Normalize against the average. Don't tell someone they listened to Drake or Taylor Swift unless they listened to them significantly more than the average user. Surfacing commonality isn't interesting. Surfacing outliers is.

Real-life segmentations. Don't just report on a user's overall behavior — slice it meaningfully. "Your morning listening," "your Friday hype playlist," "your late-night wind-down habits." These map to lived experience in a way raw numbers never can.

6. Use Data as a Discovery Tool

Perhaps the most underutilized opportunity in recap experiences is the chance to show users something about themselves they didn't know.

Using collaborative filtering, you can surface unknown-unknowns — artists they haven't heard yet but statistically should love, categories they've never explored but are adjacent to their current obsessions, moments in their history they'd forgotten. When a product shows you something true about yourself that you hadn't articulated, the effect is almost uncanny. That's the experience people tell their friends about.

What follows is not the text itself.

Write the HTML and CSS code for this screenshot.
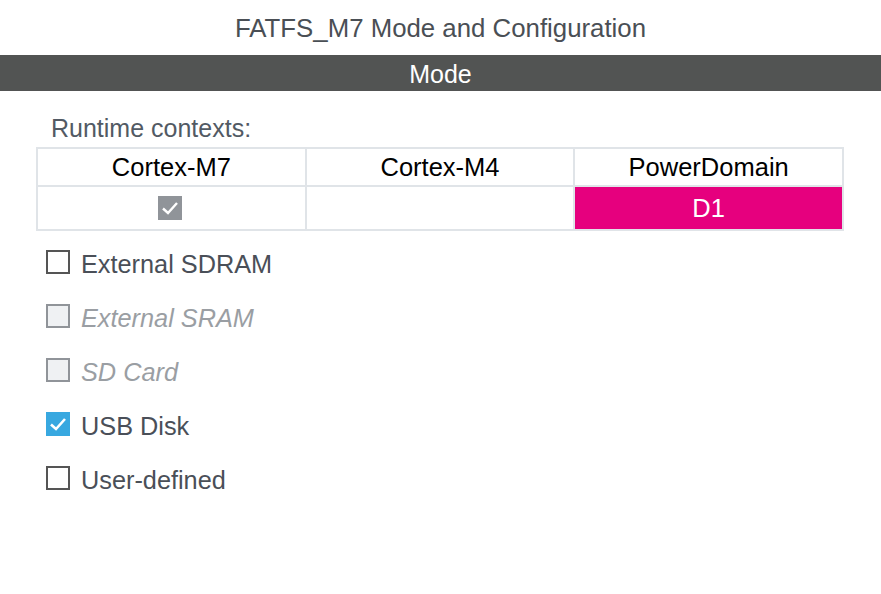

Discovery features consistently outperform pure retrospective features in sharing and engagement. Don't just show people where they've been — show them where they might go.


The Opportunity in Front of Every Consumer Business

The companies that will win the next decade of consumer loyalty aren't necessarily the ones with the best product features. They're the ones that make their users feel known.

Every consumer business sitting on first-party data — whether it's a retailer, a health app, a neobank, a streaming service, or a travel platform — has the raw material for this kind of experience. The question is whether you're using it to build dashboards for your internal team, or stories for your users.

Spotify's 20th anniversary recap is a reminder that the latter is one of the most powerful things you can do with data. I've seen it work at global scale. I've seen it work in a scrappy single-product context. The principles hold.

Start building your data foundation now. Bring your creative teams along for the ride. And when the moment comes, make your users the hero of the story.